Think of a HeNe...the very model of how a laser works. a gas tube (the lasing medium) with a mirror on each end... a high reflector (HR) (99.99% reflective) and an output coupler (OC) (usually around 98.5-99% reflective). when you excite the gas in some manner, it gives off coherent light, this is then trapped between these mirrors, creating a pool of light at that particular wavelength desired, based on the properties of the mirror. however, one mirror is slightly less reflective (the OC) than the other, so light eventually starts to 'leak' out. that's how you get your beam.

This principle is called a Fabry-Perot or FP style cavity, and it is the most basic form of creating a laser.

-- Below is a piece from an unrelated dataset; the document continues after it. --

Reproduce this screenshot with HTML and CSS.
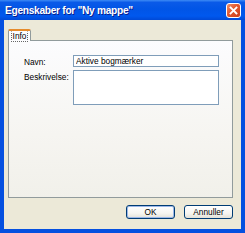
FILE: index.html
```html
<!DOCTYPE html>
<html lang="da">
<head>
    <meta charset="UTF-8">
    <title>Egenskaber for "Ny mappe"</title>
    <link rel="stylesheet" href="styles.css">
</head>
<body>
    <div class="window">
        <div class="titlebar">
            <span class="title">Egenskaber for "Ny mappe"</span>
            <span class="close">
                <svg width="9" height="9" viewBox="0 0 9 9">
                    <path d="M1.5 1.5 L7.5 7.5 M7.5 1.5 L1.5 7.5" stroke="#fff" stroke-width="1.8" stroke-linecap="square"/>
                </svg>
            </span>
        </div>
        <div class="frame">
            <div class="tabs">
                <div class="tab active"><span class="focus">Info</span></div>
            </div>
            <div class="panel">
                <div class="form-row">
                    <label for="navn">Navn:</label>
                    <input type="text" id="navn" value="Aktive bogmærker">
                </div>
                <div class="form-row">
                    <label for="beskrivelse">Beskrivelse:</label>
                    <textarea id="beskrivelse"></textarea>
                </div>
            </div>
            <div class="buttons">
                <button class="button default">OK</button>
                <button class="button">Annuller</button>
            </div>
        </div>
    </div>
</body>
</html>
```

FILE: styles.css
```css
:root {
    --xp-blue: #0550e0;
    --face: #ece9d8;
    --tab-border: #919b9c;
    --input-border: #7f9db9;
    --text-color: #000;
}

body {
    margin: 0;
    padding: 0;
    background: #fff;
    font-family: 'Liberation Sans', Arial, sans-serif;
    font-size: 8.3px;
    color: var(--text-color);
}

.window {
    width: 245px;
    height: 233px;
    display: flex;
    flex-direction: column;
}

.titlebar {
    height: 20px;
    flex: none;
    display: flex;
    align-items: center;
    justify-content: space-between;
    padding: 0 4px 0 5px;
    background: linear-gradient(to bottom, #3d8bf5 0%, #0a5ae8 12%, #0155e6 45%, #0058ee 80%, #0049d6 100%);
}

.title {
    color: #fff;
    font-weight: bold;
    font-size: 10.2px;
    letter-spacing: -0.3px;
    text-shadow: 1px 1px 0 #0a1e8c;
    margin-top: 1px;
}

.close {
    width: 15px;
    height: 15px;
    box-sizing: border-box;
    border: 1px solid #fff;
    border-radius: 3px;
    background: linear-gradient(135deg, #f0906a 0%, #e2572e 45%, #c9401c 100%);
    display: flex;
    align-items: center;
    justify-content: center;
}

.close svg {
    display: block;
}

.frame {
    flex: 1;
    display: flex;
    flex-direction: column;
    background: var(--face);
    border: 4px solid var(--xp-blue);
    border-top: none;
    padding: 9px 8px 0 4px;
}

.tabs {
    display: flex;
    height: 11px;
    position: relative;
    z-index: 1;
}

.tab {
    width: 23px;
    height: 12px;
    box-sizing: border-box;
    background: #fcfcfe;
    border: 1px solid var(--tab-border);
    border-top: 2px solid #e68b2c;
    border-bottom: none;
    border-radius: 2px 2px 0 0;
    display: flex;
    align-items: flex-start;
    justify-content: center;
}

.focus {
    border: 1px dotted #666;
    border-top-color: transparent;
    padding: 0 1px;
    line-height: 9px;
}

.panel {
    height: 158px;
    box-sizing: border-box;
    border: 1px solid var(--tab-border);
    background: linear-gradient(to bottom, #fcfcfe 0%, #f6f5f1 60%, #f1f0ea 100%);
    padding: 14px 13px 0 15px;
    display: flex;
    flex-direction: column;
    gap: 3px;
}

.form-row {
    display: flex;
    align-items: flex-start;
}

.form-row label {
    width: 49px;
    flex: none;
    padding-top: 2px;
}

.form-row input,
.form-row textarea {
    flex: 1;
    box-sizing: border-box;
    margin: 0;
    border: 1px solid var(--input-border);
    background: #fff;
    font: inherit;
    color: inherit;
    outline: none;
    resize: none;
}

.form-row input {
    height: 12px;
    padding: 0 2px;
}

.form-row textarea {
    height: 35px;
    padding: 1px 2px;
}

.buttons {
    display: flex;
    justify-content: flex-end;
    gap: 9px;
    margin-top: 7px;
}

.button {
    width: 49px;
    height: 14px;
    box-sizing: border-box;
    margin: 0;
    padding: 0;
    border: 1px solid #003c74;
    border-radius: 3px;
    background: linear-gradient(to bottom, #fff 0%, #f6f5f1 60%, #e3e1d8 100%);
    font: inherit;
    color: inherit;
}

.button.default {
    box-shadow: inset 0 0 0 1px #9cb7e8;
}
```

your pointer is made based on this process. it starts with an 808 diode. this light then passes through the Nd:YAG which causes the Nd atoms stuck in the crystal lattice to fluoresce at another wavelength (946) however single pass isn't going to give you much as it passes through, and will result in mostly waste, so a mirror is placed at each end using the same principle as above to gather enough 946 to be useful. this is then allowed to pass through the LBO for its doubling. however again, we need more than one pass. so putting the OC before the LBO won't work. so it's put after, but we also need it to reflect 473. so the mirrors are then made to reflect that as well. and the LBO is coated AR to allow them to pass through with less reflections, allowing as much to be doubled as possible. the remaining 473 is allowed out the OC to be coupled by a lens and used by you, while an IR filter, catches the last stray IR photons.

however this is how it is done on an optical table. but to save space and cost since the pointer is so small, these mirrors are often coatings on the surfaces of the crystals, instead of separately mounted parts. this guarantees the surfaces are always parallel as long as the cavity is aligned properly (minus thermal expansion) with the OC. and saves space, as well as cost as you don't have to fabricate actual mirror substrates. they just apply them directly to the crystals. it also makes it simpler (relatively) to make.

you can use this pic for reference:

mirrors would be:
Nd:YAG: HR on first surface, AR last surface
LBO: (AR both surfaces)
OC lens is well...the OC mirror 'nuff said :)

*takes a breath* got all that? :D There's alot more to add, but that's the medium answer.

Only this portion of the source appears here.